HOPE Giving Circle launches mentoring program
- Harper College News Bureau
- October 17, 2016
- October 17, 2016
A mentor, even an informal one, can have a transformative impact on someone’s personal and professional life.
The idea was reinforced time and again at a recent panel discussion on the power of mentoring women, an event held recently by the year-old HOPE Giving Circle at Harper College to launch its mentoring program.
“I think one thing a mentor does very well is to help us see our strengths and lift us up through those,” said Dr. Kenya Ayers, vice president and board chair of the Northwest Educational Council for Student Success. “My mentors have helped me to become more confident, they’ve helped me to navigate politics within organizations – not that there are ever politics in organizations – and they’ve helped me prepare for next steps in my professional journey.”
Ayers joined fellow panelists Martha Bell, architect and managing principal at Tilton, Kelly & Bell; Rebecca Darr, CEO at WINGS Program; and Michelé Smith, Associate Provost at Harper College. Luz Canino-Baker, president of both Latinas on the Plaza and LNC Coaching, moderated the discussion.
The Harper College Educational Foundation formed the HOPE (Helping Others through the Power of Education) Giving Circle last year to connect charitable-minded women with a common goal of empowering women to reach their full potential. The program provides financial support, ongoing mentoring and leadership development for female students who are completing their final year at Harper and continuing on to a four-year college.

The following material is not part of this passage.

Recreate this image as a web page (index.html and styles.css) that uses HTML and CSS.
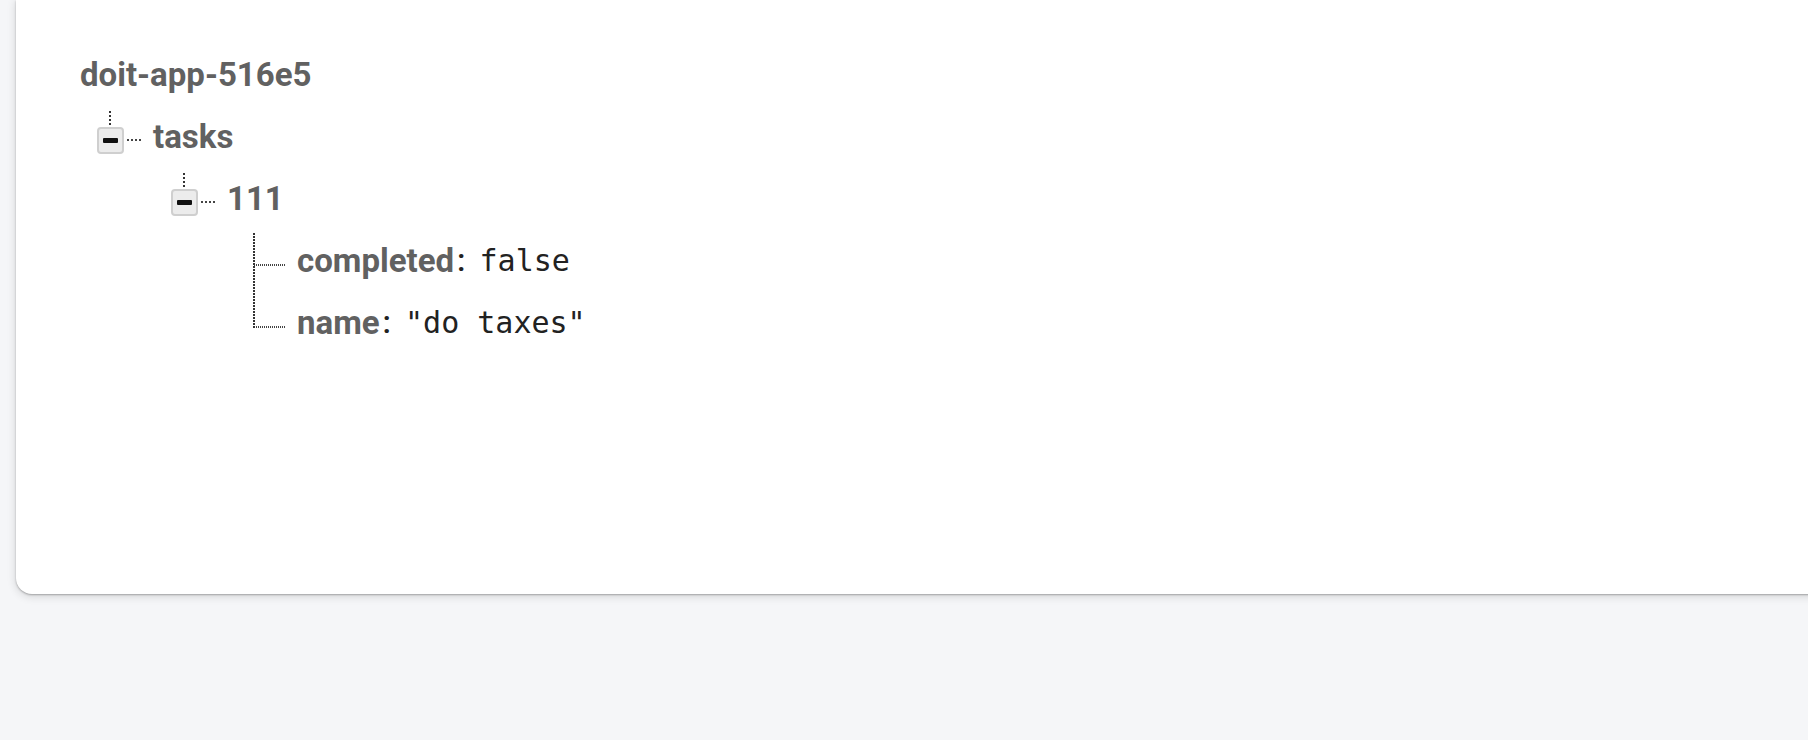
FILE: index.html
```html
<!DOCTYPE html>
<html lang="en">
<head>
<meta charset="utf-8">
<title>doit-app-516e5</title>
<link rel="stylesheet" href="styles.css">
</head>
<body>
<div class="page">
  <div class="card">
    <div class="tree">
      <div class="row root"><span class="key">doit-app-516e5</span></div>
      <ul class="children lvl1">
        <li>
          <div class="row"><span class="toggle"></span><span class="hline"></span><span class="key">tasks</span></div>
          <ul class="children lvl2">
            <li>
              <div class="row"><span class="toggle"></span><span class="hline"></span><span class="key">111</span></div>
              <ul class="leaves">
                <li class="row leaf"><span class="hline long"></span><span class="key">completed</span><span class="colon">:</span><span class="val">false</span></li>
                <li class="row leaf"><span class="hline long"></span><span class="key">name</span><span class="colon">:</span><span class="val">"do taxes"</span></li>
              </ul>
            </li>
          </ul>
        </li>
      </ul>
    </div>
  </div>
</div>
</body>
</html>
```
FILE: styles.css
```css
html, body {
  margin: 0;
  padding: 0;
  background: #f5f6f8;
  height: 100%;
  overflow: hidden;
}
.page {
  padding-left: 16px;
}
.card {
  background: #fff;
  height: 594px;
  margin-right: -40px;
  border-radius: 0 0 0 16px;
  box-shadow: 0 1px 2px rgba(0,0,0,0.28), 0 2px 8px 1px rgba(0,0,0,0.12);
  box-sizing: border-box;
  padding: 43px 0 0 64px;
  font-family: Roboto, "Liberation Sans", sans-serif;
}
.tree ul {
  list-style: none;
  margin: 0;
  padding: 0;
}
.row {
  display: flex;
  align-items: center;
  height: 62px;
}
.key {
  font-weight: 700;
  font-size: 33px;
  color: #616161;
}
.lvl1 {
  padding-left: 17px !important;
}
.lvl2 {
  padding-left: 74px !important;
}
.toggle {
  position: relative;
  width: 23px;
  height: 23px;
  margin-top: 8px;
  border: 2px solid #cfcfcf;
  border-radius: 4px;
  background: #ececec;
  display: flex;
  align-items: center;
  justify-content: center;
  flex: none;
}
.toggle::after {
  content: "";
  width: 15px;
  height: 5px;
  background: #111;
  border-radius: 1px;
}
.toggle::before {
  content: "";
  position: absolute;
  left: 10px;
  top: -18px;
  width: 2px;
  height: 16px;
  background: repeating-linear-gradient(to bottom, #333 0 2px, transparent 2px 4px);
}
.hline {
  width: 16px;
  height: 2px;
  margin: 8px 10px 0 3px;
  background: repeating-linear-gradient(to right, #444 0 2px, transparent 2px 4px);
  flex: none;
}
.leaves {
  position: relative;
  padding-left: 83px !important;
}
.leaves::before {
  content: "";
  position: absolute;
  left: 82px;
  top: 4px;
  bottom: 25px;
  width: 2px;
  background: repeating-linear-gradient(to bottom, #333 0 2px, transparent 2px 3px);
}
.hline.long {
  width: 32px;
  margin: 10px 11px 0 0;
  background: repeating-linear-gradient(to right, #444 0 1px, transparent 1px 2px);
}
.colon {
  font-size: 32px;
  font-weight: 500;
  color: #222;
  margin: 0 14px 0 3px;
}
.val {
  font-family: "DejaVu Sans Mono", "Liberation Mono", monospace;
  font-size: 30px;
  color: #222;
}
```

Second-year Harper student Kayla Karbowski is the group’s inaugural $10,000 scholarship recipient. The aspiring special education teacher attended the panel discussion at the College’s Dining Room and soon will select her own mentor.
“I have never felt so much support and encouragement from this many people, and I am so blessed to be a part of the HOPE Giving Circle,” Karbowski said. “Through my mentor, I hope to gain some more insight into my future and guidance as I prepare to enter the next chapter of my life.”
Each of the panelists reflected on her own experience as a mentor and mentee and discussed ways the relationship can benefit both parties. They offered advice on how to approach a prospective mentor and stressed the importance of clearly defining expectations and needs.
Darr added that the most valuable mentors often come from outside the professional sphere, pointing to her own grandmother. She also highlighted Project Lifeline at WINGS, which links community members as mentors to women who are homeless, victims of domestic violence or utilizing WINGS services.
“All of my mentoring has been informal, and that’s OK,” Darr said. “Those people have helped me become a strong female leader in a way that I never imagined I could be.”